PROBLEM TO WORK ON
Copy the material that follows word for word and omit its pictures.

DATA LINES
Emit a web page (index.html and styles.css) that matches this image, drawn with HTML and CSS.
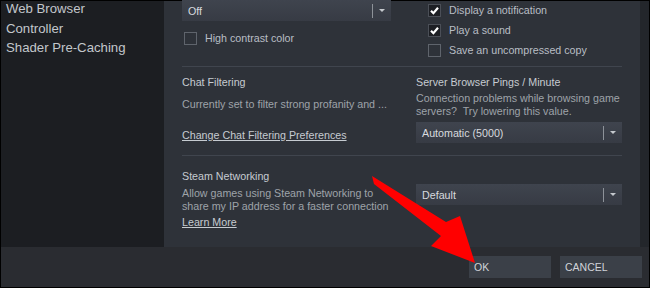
FILE: index.html
```html
<!DOCTYPE html>
<html lang="en">
<head>
    <meta charset="UTF-8">
    <title>Steam Settings</title>
    <link rel="stylesheet" href="styles.css">
</head>
<body>
    <div class="window">
        <div class="main">
            <div class="sidebar">
                <div class="nav-item">Web Browser</div>
                <div class="nav-item">Controller</div>
                <div class="nav-item">Shader Pre-Caching</div>
            </div>

            <div class="panel">
                <div class="section section-top">
                    <div class="col-left">
                        <div class="dropdown dropdown-off">
                            <span>Off</span>
                            <span class="dd-sep"></span>
                            <span class="dd-arrow"></span>
                        </div>
                        <div class="check-row contrast-row">
                            <span class="checkbox"></span>
                            <span class="check-label">High contrast color</span>
                        </div>
                    </div>
                    <div class="col-right">
                        <div class="check-row tight">
                            <span class="checkbox checked">
                                <svg viewBox="0 0 13 13" width="13" height="13"><path d="M3 6.8 L5.4 9.2 L10 3.8" fill="none" stroke="#fff" stroke-width="2.2"/></svg>
                            </span>
                            <span class="check-label">Display a notification</span>
                        </div>
                        <div class="check-row tight">
                            <span class="checkbox checked">
                                <svg viewBox="0 0 13 13" width="13" height="13"><path d="M3 6.8 L5.4 9.2 L10 3.8" fill="none" stroke="#fff" stroke-width="2.2"/></svg>
                            </span>
                            <span class="check-label">Play a sound</span>
                        </div>
                        <div class="check-row tight">
                            <span class="checkbox"></span>
                            <span class="check-label">Save an uncompressed copy</span>
                        </div>
                    </div>
                </div>

                <div class="divider"></div>

                <div class="section section-chat">
                    <div class="col-left">
                        <div class="title">Chat Filtering</div>
                        <div class="desc chat-desc">Currently set to filter strong profanity and ...</div>
                        <a class="link chat-link">Change Chat Filtering Preferences</a>
                    </div>
                    <div class="col-right">
                        <div class="title">Server Browser Pings / Minute</div>
                        <div class="desc pings-desc">Connection problems while browsing game<br>servers?&nbsp; Try lowering this value.</div>
                        <div class="dropdown pings-dd">
                            <span>Automatic (5000)</span>
                            <span class="dd-sep"></span>
                            <span class="dd-arrow"></span>
                        </div>
                    </div>
                </div>

                <div class="divider"></div>

                <div class="section section-net">
                    <div class="col-left">
                        <div class="title">Steam Networking</div>
                        <div class="desc net-desc">Allow games using Steam Networking to<br>share my IP address for a faster connection</div>
                        <a class="link net-link">Learn More</a>
                    </div>
                    <div class="col-right net-right">
                        <div class="dropdown">
                            <span>Default</span>
                            <span class="dd-sep"></span>
                            <span class="dd-arrow"></span>
                        </div>
                    </div>
                </div>
            </div>
            <div class="edge"></div>
        </div>

        <div class="footer">
            <button class="btn btn-ok">OK</button>
            <button class="btn">CANCEL</button>
        </div>
    </div>

    <svg class="arrow" width="650" height="288" viewBox="0 0 650 288">
        <polygon points="372,176 446,222 460,216 475,263 431,246 441,236 374,184" fill="#ff0000"/>
    </svg>
</body>
</html>
```

FILE: styles.css
```css
body {
    margin: 0;
    background: #000;
    font-family: "Liberation Sans", Arial, sans-serif;
    position: relative;
    width: 650px;
    height: 288px;
    overflow: hidden;
}

.window {
    position: absolute;
    left: 1px;
    top: 1px;
    width: 648px;
    height: 286px;
    display: flex;
    flex-direction: column;
}

.main {
    display: flex;
    height: 246px;
}

.sidebar {
    width: 163px;
    background: #1c1e22;
    padding-left: 5px;
    box-sizing: border-box;
}

.nav-item {
    color: #c3c7cc;
    font-size: 13.2px;
    height: 19.5px;
    line-height: 19.5px;
    margin-top: -2px;
    margin-bottom: 2px;
}

.panel {
    width: 476px;
    background: #2e3239;
    padding-left: 18px;
    box-sizing: border-box;
}

.edge {
    width: 9px;
    background: #23262b;
}

.section {
    display: flex;
}

.col-left {
    width: 234px;
}

.col-right {
    width: 206px;
}

.section-top {
    height: 65px;
}

.divider {
    width: 440px;
    height: 1px;
    background: #40454e;
}

.dropdown {
    display: flex;
    align-items: center;
    height: 21px;
    background: linear-gradient(#3f444e, #373b44);
    color: #d7dadf;
    font-size: 10.7px;
    padding-left: 6px;
    box-sizing: border-box;
}

.dropdown span:first-child {
    flex: 1;
}

.dropdown-off {
    width: 209px;
    margin-top: -1px;
}

.dd-sep {
    width: 1px;
    height: 14px;
    background: #8d9299;
}

.dd-arrow {
    width: 0;
    height: 0;
    border-left: 3px solid transparent;
    border-right: 3px solid transparent;
    border-top: 3px solid #c5c9ce;
    margin: 0 6px 0 6px;
}

.check-row {
    display: flex;
    align-items: center;
    height: 20px;
    font-size: 10.7px;
}

.contrast-row {
    margin-top: 7px;
    padding-left: 2px;
}

.col-right .check-row {
    padding-left: 12px;
}

.col-right .check-row:first-child {
    margin-top: -1px;
}

.checkbox {
    width: 13px;
    height: 13px;
    border: 1px solid #5f646c;
    box-sizing: border-box;
    margin-right: 8px;
    display: flex;
    align-items: center;
    justify-content: center;
}

.checkbox.checked {
    background: #1d1f24;
    border-color: #4b4f57;
}

.checkbox svg {
    flex: none;
}

.check-label {
    color: #b9bec5;
}

.title {
    color: #c6cbd1;
    font-size: 10.7px;
    line-height: 14px;
}

.desc {
    color: #9ea3a9;
    font-size: 10.7px;
}

.link {
    display: inline-block;
    color: #c6cbd1;
    font-size: 10.7px;
    line-height: 14px;
    text-decoration: underline;
}

.section-chat {
    height: 88px;
    padding-top: 8px;
    box-sizing: border-box;
}

.chat-desc {
    line-height: 14px;
    margin-top: 8px;
}

.chat-link {
    margin-top: 17px;
}

.pings-desc {
    line-height: 13px;
    margin-top: 3px;
    white-space: nowrap;
}

.pings-dd {
    margin-top: 4px;
}

.section-net {
    padding-top: 13px;
}

.net-desc {
    line-height: 12.5px;
    margin-top: 4px;
    white-space: nowrap;
}

.net-link {
    margin-top: 3px;
}

.net-right {
    padding-top: 15px;
}

.footer {
    flex: 1;
    background: #2a2c31;
    display: flex;
    justify-content: flex-end;
    align-items: flex-start;
    padding-top: 9px;
    padding-right: 7px;
    gap: 9px;
    box-sizing: border-box;
}

.btn {
    width: 82px;
    height: 22px;
    border: none;
    background: #3b4048;
    color: #d0d3d8;
    font-family: "Liberation Sans", Arial, sans-serif;
    font-size: 10.5px;
    text-align: left;
    padding-left: 5px;
}

.arrow {
    position: absolute;
    left: 0;
    top: 0;
    pointer-events: none;
}
```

FULL RESPONSE
Emit a web page (index.html and styles.css) that matches this image, drawn with HTML and CSS.
FILE: index.html
```html
<!DOCTYPE html>
<html lang="en">
<head>
    <meta charset="UTF-8">
    <title>Steam Settings</title>
    <link rel="stylesheet" href="styles.css">
</head>
<body>
    <div class="window">
        <div class="main">
            <div class="sidebar">
                <div class="nav-item">Web Browser</div>
                <div class="nav-item">Controller</div>
                <div class="nav-item">Shader Pre-Caching</div>
            </div>

            <div class="panel">
                <div class="section section-top">
                    <div class="col-left">
                        <div class="dropdown dropdown-off">
                            <span>Off</span>
                            <span class="dd-sep"></span>
                            <span class="dd-arrow"></span>
                        </div>
                        <div class="check-row contrast-row">
                            <span class="checkbox"></span>
                            <span class="check-label">High contrast color</span>
                        </div>
                    </div>
                    <div class="col-right">
                        <div class="check-row tight">
                            <span class="checkbox checked">
                                <svg viewBox="0 0 13 13" width="13" height="13"><path d="M3 6.8 L5.4 9.2 L10 3.8" fill="none" stroke="#fff" stroke-width="2.2"/></svg>
                            </span>
                            <span class="check-label">Display a notification</span>
                        </div>
                        <div class="check-row tight">
                            <span class="checkbox checked">
                                <svg viewBox="0 0 13 13" width="13" height="13"><path d="M3 6.8 L5.4 9.2 L10 3.8" fill="none" stroke="#fff" stroke-width="2.2"/></svg>
                            </span>
                            <span class="check-label">Play a sound</span>
                        </div>
                        <div class="check-row tight">
                            <span class="checkbox"></span>
                            <span class="check-label">Save an uncompressed copy</span>
                        </div>
                    </div>
                </div>

                <div class="divider"></div>

                <div class="section section-chat">
                    <div class="col-left">
                        <div class="title">Chat Filtering</div>
                        <div class="desc chat-desc">Currently set to filter strong profanity and ...</div>
                        <a class="link chat-link">Change Chat Filtering Preferences</a>
                    </div>
                    <div class="col-right">
                        <div class="title">Server Browser Pings / Minute</div>
                        <div class="desc pings-desc">Connection problems while browsing game<br>servers?&nbsp; Try lowering this value.</div>
                        <div class="dropdown pings-dd">
                            <span>Automatic (5000)</span>
                            <span class="dd-sep"></span>
                            <span class="dd-arrow"></span>
                        </div>
                    </div>
                </div>

                <div class="divider"></div>

                <div class="section section-net">
                    <div class="col-left">
                        <div class="title">Steam Networking</div>
                        <div class="desc net-desc">Allow games using Steam Networking to<br>share my IP address for a faster connection</div>
                        <a class="link net-link">Learn More</a>
                    </div>
                    <div class="col-right net-right">
                        <div class="dropdown">
                            <span>Default</span>
                            <span class="dd-sep"></span>
                            <span class="dd-arrow"></span>
                        </div>
                    </div>
                </div>
            </div>
            <div class="edge"></div>
        </div>

        <div class="footer">
            <button class="btn btn-ok">OK</button>
            <button class="btn">CANCEL</button>
        </div>
    </div>

    <svg class="arrow" width="650" height="288" viewBox="0 0 650 288">
        <polygon points="372,176 446,222 460,216 475,263 431,246 441,236 374,184" fill="#ff0000"/>
    </svg>
</body>
</html>
```

FILE: styles.css
```css
body {
    margin: 0;
    background: #000;
    font-family: "Liberation Sans", Arial, sans-serif;
    position: relative;
    width: 650px;
    height: 288px;
    overflow: hidden;
}

.window {
    position: absolute;
    left: 1px;
    top: 1px;
    width: 648px;
    height: 286px;
    display: flex;
    flex-direction: column;
}

.main {
    display: flex;
    height: 246px;
}

.sidebar {
    width: 163px;
    background: #1c1e22;
    padding-left: 5px;
    box-sizing: border-box;
}

.nav-item {
    color: #c3c7cc;
    font-size: 13.2px;
    height: 19.5px;
    line-height: 19.5px;
    margin-top: -2px;
    margin-bottom: 2px;
}

.panel {
    width: 476px;
    background: #2e3239;
    padding-left: 18px;
    box-sizing: border-box;
}

.edge {
    width: 9px;
    background: #23262b;
}

.section {
    display: flex;
}

.col-left {
    width: 234px;
}

.col-right {
    width: 206px;
}

.section-top {
    height: 65px;
}

.divider {
    width: 440px;
    height: 1px;
    background: #40454e;
}

.dropdown {
    display: flex;
    align-items: center;
    height: 21px;
    background: linear-gradient(#3f444e, #373b44);
    color: #d7dadf;
    font-size: 10.7px;
    padding-left: 6px;
    box-sizing: border-box;
}

.dropdown span:first-child {
    flex: 1;
}

.dropdown-off {
    width: 209px;
    margin-top: -1px;
}

.dd-sep {
    width: 1px;
    height: 14px;
    background: #8d9299;
}

.dd-arrow {
    width: 0;
    height: 0;
    border-left: 3px solid transparent;
    border-right: 3px solid transparent;
    border-top: 3px solid #c5c9ce;
    margin: 0 6px 0 6px;
}

.check-row {
    display: flex;
    align-items: center;
    height: 20px;
    font-size: 10.7px;
}

.contrast-row {
    margin-top: 7px;
    padding-left: 2px;
}

.col-right .check-row {
    padding-left: 12px;
}

.col-right .check-row:first-child {
    margin-top: -1px;
}

.checkbox {
    width: 13px;
    height: 13px;
    border: 1px solid #5f646c;
    box-sizing: border-box;
    margin-right: 8px;
    display: flex;
    align-items: center;
    justify-content: center;
}

.checkbox.checked {
    background: #1d1f24;
    border-color: #4b4f57;
}

.checkbox svg {
    flex: none;
}

.check-label {
    color: #b9bec5;
}

.title {
    color: #c6cbd1;
    font-size: 10.7px;
    line-height: 14px;
}

.desc {
    color: #9ea3a9;
    font-size: 10.7px;
}

.link {
    display: inline-block;
    color: #c6cbd1;
    font-size: 10.7px;
    line-height: 14px;
    text-decoration: underline;
}

.section-chat {
    height: 88px;
    padding-top: 8px;
    box-sizing: border-box;
}

.chat-desc {
    line-height: 14px;
    margin-top: 8px;
}

.chat-link {
    margin-top: 17px;
}

.pings-desc {
    line-height: 13px;
    margin-top: 3px;
    white-space: nowrap;
}

.pings-dd {
    margin-top: 4px;
}

.section-net {
    padding-top: 13px;
}

.net-desc {
    line-height: 12.5px;
    margin-top: 4px;
    white-space: nowrap;
}

.net-link {
    margin-top: 3px;
}

.net-right {
    padding-top: 15px;
}

.footer {
    flex: 1;
    background: #2a2c31;
    display: flex;
    justify-content: flex-end;
    align-items: flex-start;
    padding-top: 9px;
    padding-right: 7px;
    gap: 9px;
    box-sizing: border-box;
}

.btn {
    width: 82px;
    height: 22px;
    border: none;
    background: #3b4048;
    color: #d0d3d8;
    font-family: "Liberation Sans", Arial, sans-serif;
    font-size: 10.5px;
    text-align: left;
    padding-left: 5px;
}

.arrow {
    position: absolute;
    left: 0;
    top: 0;
    pointer-events: none;
}
```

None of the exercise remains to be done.